Nach zwei Corona-Ausbrüchen an Schulen in Baden-Württemberg wächst die Angst unter den Lehrern. Sie erneuerten ihre Kritik an Kultusministerin Susanne Eisenmann.

Stuttgart - Die vollständige Öffnungen der Grundschulen und Kitas ist am Montag überschattet worden von Corona-Fällen an Schulen im Landkreis Göppingen und an einem Brettener Gymnasium.

 

„Das sorgt für Verunsicherung der Kollegen, nachdem das Kultusministerium uns gesagt hat, Kinder hätten eine niedrige Viruslast und seien keine Infektionstreiber“, sagte der Vorsitzende des Lehrerverbandes VBE, Gerhard Brand, der Deutschen Presse-Agentur. Das sei ein herber Schlag, der die Glaubwürdigkeit des und das Vertrauen in das Ressort von Susanne Eisenmann (CDU) beschädige. Nach mehr als drei Monaten werden wieder alle Grundschüler im Klassenverband unterrichtet. Nur die Fächer Sport und Musik wurden wegen Corona-Risikos zunächst gestrichen. Das Abstandsgebot ist gefallen.

Sicherheit der Lehrkräfte müsse verstärkt werden

Noch vor den Sommerferien muss laut Brand die Sicherheit der Pädagogen an den Grundschulen verstärkt werden: mit Plexiglasscheiben am Pult, freiwilliger Testung der Lehrer einmal pro Woche und der Auflage an die Schüler, einen Mundschutz mitzubringen und bei enger Interaktion mit den Lehrern anzulegen. Nach den Sommerferien sollten diese Schutzmaßnahmen bestehen bleiben und dann längerfristig geschaut werden, wie sich das Infektionsgeschehen entwickelt. Die verlangten Sicherheitsvorkehrungen seien ab Schulbeginn im September für alle Schularten einzuführen. Er sehe für die kalte Jahreszeit Risiken voraus, wenn 30 Kinder in engen Klassenzimmern ohne Belüftungsmöglichkeit die Schulbank drücken. Brand: „Da gehen wir schon ein gewisses Risiko ein.“

Die Hiobsbotschaft bestärke diejenigen unter den Lehrern, die wegen Infektionsgefahr für von ihnen betreute Eltern oder Partner oder für sich selbst die Öffnung der Schulen kritisch sehen. Der VBE habe sich aber bewusst für die Wiederaufnahme des Regelbetriebes ausgesprochen.

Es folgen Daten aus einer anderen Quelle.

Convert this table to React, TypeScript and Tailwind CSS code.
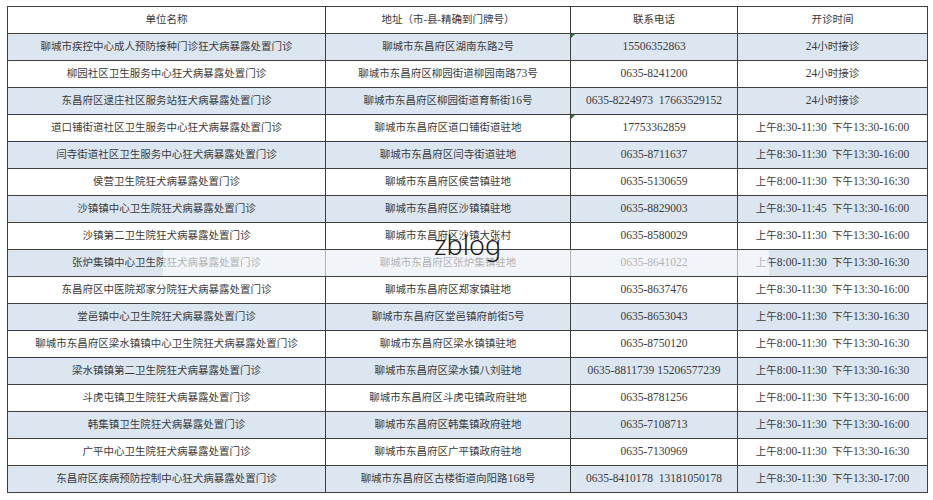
import React from 'react';

type Row = [string, string, string, string];

const rows: Row[] = [
  ['聊城市疾控中心成人预防接种门诊狂犬病暴露处置门诊', '聊城市东昌府区湖南东路2号', '15506352863', '24小时接诊'],
  ['柳园社区卫生服务中心狂犬病暴露处置门诊', '聊城市东昌府区柳园街道柳园南路73号', '0635-8241200', '24小时接诊'],
  ['东昌府区逯庄社区服务站狂犬病暴露处置门诊', '聊城市东昌府区柳园街道育新街16号', '0635-8224973  17663529152', '24小时接诊'],
  ['道口铺街道社区卫生服务中心狂犬病暴露处置门诊', '聊城市东昌府区道口铺街道驻地', '17753362859', '上午8:30-11:30  下午13:30-16:00'],
  ['闫寺街道社区卫生服务中心狂犬病暴露处置门诊', '聊城市东昌府区闫寺街道驻地', '0635-8711637', '上午8:30-11:30  下午13:30-16:00'],
  ['侯营卫生院狂犬病暴露处置门诊', '聊城市东昌府区侯营镇驻地', '0635-5130659', '上午8:00-11:30  下午13:30-16:30'],
  ['沙镇镇中心卫生院狂犬病暴露处置门诊', '聊城市东昌府区沙镇镇驻地', '0635-8829003', '上午8:30-11:45  下午13:30-16:00'],
  ['沙镇第二卫生院狂犬病暴露处置门诊', '聊城市东昌府区沙镇大张村', '0635-8580029', '上午8:30-11:30  下午13:30-16:00'],
  ['张炉集镇中心卫生院狂犬病暴露处置门诊', '聊城市东昌府区张炉集镇驻地', '0635-8641022', '上午8:00-11:30  下午13:30-16:30'],
  ['东昌府区中医院郑家分院狂犬病暴露处置门诊', '聊城市东昌府区郑家镇驻地', '0635-8637476', '上午8:30-11:30  下午13:30-16:00'],
  ['堂邑镇中心卫生院狂犬病暴露处置门诊', '聊城市东昌府区堂邑镇府前街5号', '0635-8653043', '上午8:00-11:30  下午13:30-16:30'],
  ['聊城市东昌府区梁水镇镇中心卫生院狂犬病暴露处置门诊', '聊城市东昌府区梁水镇镇驻地', '0635-8750120', '上午8:00-11:30  下午13:30-16:30'],
  ['梁水镇镇第二卫生院狂犬病暴露处置门诊', '聊城市东昌府区梁水镇八刘驻地', '0635-8811739 15206577239', '上午8:00-11:30  下午13:30-16:30'],
  ['斗虎屯镇卫生院狂犬病暴露处置门诊', '聊城市东昌府区斗虎屯镇政府驻地', '0635-8781256', '上午8:00-11:30  下午13:30-16:00'],
  ['韩集镇卫生院狂犬病暴露处置门诊', '聊城市东昌府区韩集镇政府驻地', '0635-7108713', '上午8:30-11:30  下午13:30-16:00'],
  ['广平中心卫生院狂犬病暴露处置门诊', '聊城市东昌府区广平镇政府驻地', '0635-7130969', '上午8:00-11:30  下午13:30-16:30'],
  ['东昌府区疾病预防控制中心狂犬病暴露处置门诊', '聊城市东昌府区古楼街道向阳路168号', '0635-8410178  13181050178', '上午8:30-11:30  下午13:30-17:00'],
];

// rows whose phone cell shows the little green "number as text" marker
const flagged = [0, 3];

const cell = 'border border-[#3f3f3f] p-0 text-center align-middle whitespace-pre';

// digits in the sheet render a touch larger than the CJK glyphs
const Mixed = ({ text }: { text: string }) => (
  <>
    {text.split(/([0-9:\-]+)/).map((part, i) =>
      /^[0-9:\-]+$/.test(part) ? (
        <span key={i} className="text-[11.5px]">
          {part}
        </span>
      ) : (
        part
      )
    )}
  </>
);

const App = () => {
  return (
    <div className="w-[933px] h-[500px] bg-white overflow-hidden">
      <div className="relative ml-[7px] pt-[6px] w-[920px]">
        <table
          className="table-fixed border-collapse w-[920px] text-[10.5px] text-[#3a3a3a]"
          style={{ fontFamily: '"Liberation Serif", "Noto Sans CJK SC", serif' }}
        >
          <colgroup>
            <col className="w-[318px]" />
            <col className="w-[245px]" />
            <col className="w-[167px]" />
            <col className="w-[190px]" />
          </colgroup>
          <thead>
            <tr className="h-[27px] bg-white">
              <th className={`${cell} font-normal`}>单位名称</th>
              <th className={`${cell} font-normal`}>地址（市-县-精确到门牌号）</th>
              <th className={`${cell} font-normal`}>联系电话</th>
              <th className={`${cell} font-normal`}>开诊时间</th>
            </tr>
          </thead>
          <tbody>
            {rows.map((r, i) => (
              <tr key={i} className={`h-[27px] ${i % 2 === 0 ? 'bg-[#dce6f1]' : 'bg-white'}`}>
                <td className={cell}>{r[0]}</td>
                <td className={cell}>
                  <Mixed text={r[1]} />
                </td>
                <td className={`${cell} relative text-[11.5px]`}>
                  {flagged.includes(i) && (
                    <span className="absolute left-0 top-0 w-0 h-0 border-t-[4px] border-r-[4px] border-t-[#1e7b34] border-r-transparent" />
                  )}
                  {r[2]}
                </td>
                <td className={cell}>
                  <Mixed text={r[3]} />
                </td>
              </tr>
            ))}
          </tbody>
        </table>

        {/* watermark band + text */}
        <div className="absolute left-[156px] top-[250px] w-[606px] h-[26px] bg-white/60" />
        <div
          className="absolute left-[427px] top-[231px] text-[27px] font-light leading-none text-[#1a1a1a]"
          style={{ fontFamily: '"Noto Sans", sans-serif' }}
        >
          zblog
        </div>
      </div>
    </div>
  );
};

export default App;
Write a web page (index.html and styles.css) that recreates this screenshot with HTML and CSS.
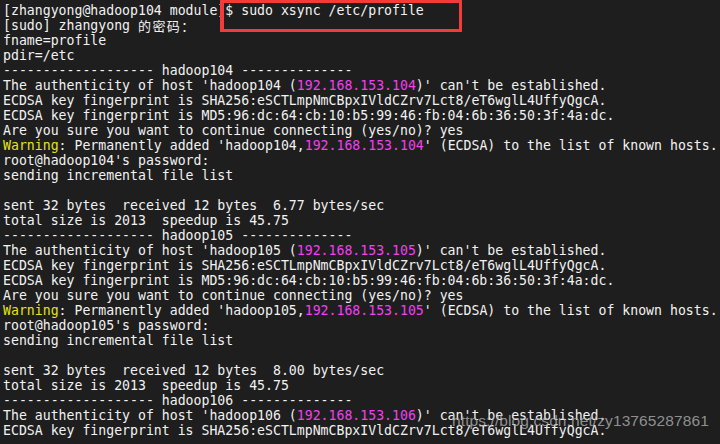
FILE: index.html
```html
<!DOCTYPE html>
<html>
<head>
<meta charset="utf-8">
<link rel="stylesheet" href="styles.css">
</head>
<body>
<div class="term">
<div class="ln">[zhangyong@hadoop104 module]$ sudo xsync /etc/profile</div>
<div class="ln">[sudo] zhangyong <span class="w">的</span><span class="w">密</span><span class="w">码</span><span class="w">：</span></div>
<div class="ln">fname=profile</div>
<div class="ln">pdir=/etc</div>
<div class="ln">------------------- hadoop104 --------------</div>
<div class="ln">The authenticity of host 'hadoop104 (<span class="ip">192.168.153.104</span>)' can't be established.</div>
<div class="ln">ECDSA key fingerprint is SHA256:eSCTLmpNmCBpxIVldCZrv7Lct8/eT6wglL4UffyQgcA.</div>
<div class="ln">ECDSA key fingerprint is MD5:96:dc:64:cb:10:b5:99:46:fb:04:6b:36:50:3f:4a:dc.</div>
<div class="ln">Are you sure you want to continue connecting (yes/no)? yes</div>
<div class="ln"><span class="warn">Warning</span>: Permanently added 'hadoop104,<span class="ip">192.168.153.104</span>' (ECDSA) to the list of known hosts.</div>
<div class="ln">root@hadoop104's password: </div>
<div class="ln">sending incremental file list</div>
<div class="ln"> </div>
<div class="ln">sent 32 bytes  received 12 bytes  6.77 bytes/sec</div>
<div class="ln">total size is 2013  speedup is 45.75</div>
<div class="ln">------------------- hadoop105 --------------</div>
<div class="ln">The authenticity of host 'hadoop105 (<span class="ip">192.168.153.105</span>)' can't be established.</div>
<div class="ln">ECDSA key fingerprint is SHA256:eSCTLmpNmCBpxIVldCZrv7Lct8/eT6wglL4UffyQgcA.</div>
<div class="ln">ECDSA key fingerprint is MD5:96:dc:64:cb:10:b5:99:46:fb:04:6b:36:50:3f:4a:dc.</div>
<div class="ln">Are you sure you want to continue connecting (yes/no)? yes</div>
<div class="ln"><span class="warn">Warning</span>: Permanently added 'hadoop105,<span class="ip">192.168.153.105</span>' (ECDSA) to the list of known hosts.</div>
<div class="ln">root@hadoop105's password: </div>
<div class="ln">sending incremental file list</div>
<div class="ln"> </div>
<div class="ln">sent 32 bytes  received 12 bytes  8.00 bytes/sec</div>
<div class="ln">total size is 2013  speedup is 45.75</div>
<div class="ln">------------------- hadoop106 --------------</div>
<div class="ln">The authenticity of host 'hadoop106 (<span class="ip">192.168.153.106</span>)' can't be established.</div>
<div class="ln">ECDSA key fingerprint is SHA256:eSCTLmpNmCBpxIVldCZrv7Lct8/eT6wglL4UffyQgcA.</div>
</div>
<div class="mark"></div>
<div class="wm">https://blog.csdn.net/zy13765287861</div>
</body>
</html>
```
FILE: styles.css
```css
html, body {
  margin: 0;
  padding: 0;
  width: 720px;
  height: 444px;
  overflow: hidden;
  background: #1e1e1e;
}
body {
  position: relative;
}
.term {
  padding: 3px 0 0 3px;
  font-family: "DejaVu Sans Mono", "Noto Sans CJK SC", monospace;
  font-size: 13.2px;
  line-height: 15px;
  color: #f2f2f2;
}
.ln {
  white-space: pre;
  height: 15px;
  overflow: visible;
}
.w {
  display: inline-block;
  width: 2ch;
  height: 15px;
  line-height: 15px;
  vertical-align: top;
  font-family: "Noto Sans CJK SC", sans-serif;
  font-size: 13px;
  text-align: left;
}
.ip {
  color: #f43ef4;
}
.warn {
  color: #e3e31a;
}
.mark {
  position: absolute;
  left: 220px;
  top: 0;
  width: 235px;
  height: 26px;
  border: 3px solid #f23b3b;
  border-left-width: 4px;
}
.wm {
  position: absolute;
  left: 452px;
  top: 412px;
  font-family: "Liberation Sans", Arial, sans-serif;
  font-size: 15.5px;
  color: rgba(175, 175, 175, 0.8);
  letter-spacing: 0.1px;
}
```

Coronafälle in Schulen im Kreis Göppingen

Nach Angaben des Landkreises Göppingen ist an insgesamt fünf Schulen je ein Schüler positiv auf das Virus getestet worden. Drei Schulen befänden sich in Göppingen, zwei Schulen seien in Geislingen. Eine Grundschule sei geschlossen worden, werde aber an diesem Dienstag wieder eröffnet. Zehn Kinder und zwei Lehrkräfte aus dem engeren Kontaktkreis des infizierten Kindes müssen die Quarantänezeit einhalten und werden diese Woche nochmals getestet. Insgesamt 500 Schüler würden seit Freitag getestet, bislang sei keine weitere Infektion nachgewiesen worden, sagte eine Sprecherin des Kreises Göppingen.

An einem Brettener Gymnasium (Kreis Karlsruhe) fällt wegen mehrerer Infektionen mit dem Coronavirus bis mindestens Mittwoch der Präsenzunterricht aus. Bei drei Schülern und einer Lehrerin wurde das Virus nachgewiesen.

Kultusministerin Eisenmann hatte nicht ausgeschlossen, dass Kitas und Grundschulen wieder geschlossen werden müssen, falls es Corona-Infektionsherde gibt.

Die Pädagogen plagt aber laut Brand noch etwas anderes: Die aus Infektionsschutzgründen zeitversetzten Pausen führten zu erheblicher Unruhe an den Schulen. Ein Grundschulrektor habe ihm zurückgemeldet: „Von einer ruhigen Lernatmosphäre kann man nicht sprechen.“

Mitte März hatten die Schulen in Baden-Württemberg wegen des Coronavirus komplett geschlossen. Die Abschlussklassen sind bereits seit dem 4. Mai in die Schulen zurückgekehrt, die Viertklässler seit Mitte Mai. Seit Mitte Juni gibt es bereits an allen Schulen in Baden-Württemberg einen Unterricht im Schichtbetrieb im Wechsel mit dem Fernunterricht und mit einem abgespeckten Stundenplan.